__Written request__
Omit pictures and quote the listing below line by line, from its start through the line that holds "const header = ['UHD".

__Dataset section__
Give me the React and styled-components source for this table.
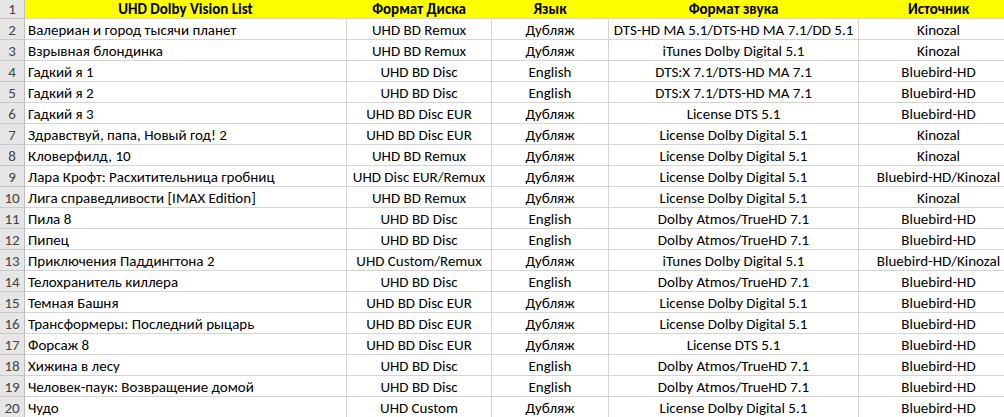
import React from 'react';
import styled, { createGlobalStyle } from 'styled-components';

const GlobalStyle = createGlobalStyle`
  body {
    margin: 0;
    background: #ffffff;
    font-family: Carlito, "Liberation Sans", Arial, sans-serif;
  }
`;

const Sheet = styled.div`
  width: 1004px;
  height: 417px;
  overflow: hidden;
  background: #ffffff;
`;

const Row = styled.div`
  display: grid;
  grid-template-columns: 25px 322px 145px 117px 250px 160px;
  height: ${(props) => (props.header ? '19px' : '21px')};
`;

const RowNum = styled.div`
  background: #e6e6e6;
  border-right: 1px solid #bdbdbd;
  border-bottom: 1px solid #c8c8c8;
  color: #444444;
  font-size: 15px;
  display: flex;
  align-items: flex-end;
  justify-content: center;
  padding-bottom: 0;
  box-sizing: border-box;
`;

const Cell = styled.div`
  box-sizing: border-box;
  border-right: 1px solid ${(props) => (props.header ? '#ffff00' : '#d4d4d4')};
  border-bottom: 1px solid #d4d4d4;
  background: ${(props) => (props.header ? '#ffff00' : '#ffffff')};
  font-size: 15px;
  font-weight: ${(props) => (props.header ? 700 : 400)};
  color: #000000;
  white-space: nowrap;
  overflow: visible;
  display: flex;
  align-items: flex-end;
  justify-content: ${(props) => (props.left ? 'flex-start' : 'center')};
  padding: 0 0 0 ${(props) => (props.left ? '3px' : '0')};
  position: relative;
`;

const Selection = styled.div`
  position: absolute;
  left: -2px;
  right: -1px;
  bottom: -2px;
  height: 2px;
  background: #217346;
`;

const header = ['UHD Dolby Vision List', 'Формат Диска', 'Язык', 'Формат звука', 'Источник'];

const rows = [
  ['Валериан и город тысячи планет', 'UHD BD Remux', 'Дубляж', 'DTS-HD MA 5.1/DTS-HD MA 7.1/DD 5.1', 'Kinozal'],
  ['Взрывная блондинка', 'UHD BD Remux', 'Дубляж', 'iTunes Dolby Digital 5.1', 'Kinozal'],
  ['Гадкий я 1', 'UHD BD Disc', 'English', 'DTS:X 7.1/DTS-HD MA 7.1', 'Bluebird-HD'],
  ['Гадкий я 2', 'UHD BD Disc', 'English', 'DTS:X 7.1/DTS-HD MA 7.1', 'Bluebird-HD'],
  ['Гадкий я 3', 'UHD BD Disc EUR', 'Дубляж', 'License DTS 5.1', 'Bluebird-HD'],
  ['Здравствуй, папа, Новый год! 2', 'UHD BD Disc EUR', 'Дубляж', 'License Dolby Digital 5.1', 'Kinozal'],
  ['Кловерфилд, 10', 'UHD BD Remux', 'Дубляж', 'License Dolby Digital 5.1', 'Kinozal'],
  ['Лара Крофт: Расхитительница гробниц', 'UHD Disc EUR/Remux', 'Дубляж', 'License Dolby Digital 5.1', 'Bluebird-HD/Kinozal'],
  ['Лига справедливости [IMAX Edition]', 'UHD BD Remux', 'Дубляж', 'License Dolby Digital 5.1', 'Kinozal'],
  ['Пила 8', 'UHD BD Disc', 'English', 'Dolby Atmos/TrueHD 7.1', 'Bluebird-HD'],
  ['Пипец', 'UHD BD Disc', 'English', 'Dolby Atmos/TrueHD 7.1', 'Bluebird-HD'],
  ['Приключения Паддингтона 2', 'UHD Custom/Remux', 'Дубляж', 'iTunes Dolby Digital 5.1', 'Bluebird-HD/Kinozal'],
  ['Телохранитель киллера', 'UHD BD Disc', 'English', 'Dolby Atmos/TrueHD 7.1', 'Bluebird-HD'],
  ['Темная Башня', 'UHD BD Disc EUR', 'Дубляж', 'License Dolby Digital 5.1', 'Bluebird-HD'],
  ['Трансформеры: Последний рыцарь', 'UHD BD Disc EUR', 'Дубляж', 'License Dolby Digital 5.1', 'Bluebird-HD'],
  ['Форсаж 8', 'UHD BD Disc EUR', 'Дубляж', 'License DTS 5.1', 'Bluebird-HD'],
  ['Хижина в лесу', 'UHD BD Disc', 'English', 'Dolby Atmos/TrueHD 7.1', 'Bluebird-HD'],
  ['Человек-паук: Возвращение домой', 'UHD BD Disc', 'English', 'Dolby Atmos/TrueHD 7.1', 'Bluebird-HD'],
  ['Чудо', 'UHD Custom', 'Дубляж', 'License Dolby Digital 5.1', 'Bluebird-HD'],
];

export default function App() {
  return (
    <Sheet>
      <GlobalStyle />
      <Row header>
        <RowNum>1</RowNum>
        {header.map((h, i) => (
          <Cell key={i} header>{h}</Cell>
        ))}
      </Row>
      {rows.map((r, ri) => (
        <Row key={ri}>
          <RowNum>{ri + 2}</RowNum>
          {r.map((v, ci) => (
            <Cell key={ci} left={ci === 0}>
              {v}
              {ri === rows.length - 1 && ci === 1 && <Selection />}
            </Cell>
          ))}
        </Row>
      ))}
    </Sheet>
  );
}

__Finished exercise__
Give me the React and styled-components source for this table.
import React from 'react';
import styled, { createGlobalStyle } from 'styled-components';

const GlobalStyle = createGlobalStyle`
  body {
    margin: 0;
    background: #ffffff;
    font-family: Carlito, "Liberation Sans", Arial, sans-serif;
  }
`;

const Sheet = styled.div`
  width: 1004px;
  height: 417px;
  overflow: hidden;
  background: #ffffff;
`;

const Row = styled.div`
  display: grid;
  grid-template-columns: 25px 322px 145px 117px 250px 160px;
  height: ${(props) => (props.header ? '19px' : '21px')};
`;

const RowNum = styled.div`
  background: #e6e6e6;
  border-right: 1px solid #bdbdbd;
  border-bottom: 1px solid #c8c8c8;
  color: #444444;
  font-size: 15px;
  display: flex;
  align-items: flex-end;
  justify-content: center;
  padding-bottom: 0;
  box-sizing: border-box;
`;

const Cell = styled.div`
  box-sizing: border-box;
  border-right: 1px solid ${(props) => (props.header ? '#ffff00' : '#d4d4d4')};
  border-bottom: 1px solid #d4d4d4;
  background: ${(props) => (props.header ? '#ffff00' : '#ffffff')};
  font-size: 15px;
  font-weight: ${(props) => (props.header ? 700 : 400)};
  color: #000000;
  white-space: nowrap;
  overflow: visible;
  display: flex;
  align-items: flex-end;
  justify-content: ${(props) => (props.left ? 'flex-start' : 'center')};
  padding: 0 0 0 ${(props) => (props.left ? '3px' : '0')};
  position: relative;
`;

const Selection = styled.div`
  position: absolute;
  left: -2px;
  right: -1px;
  bottom: -2px;
  height: 2px;
  background: #217346;
`;

const header = ['UHD Dolby Vision List', 'Формат Диска', 'Язык', 'Формат звука', 'Источник'];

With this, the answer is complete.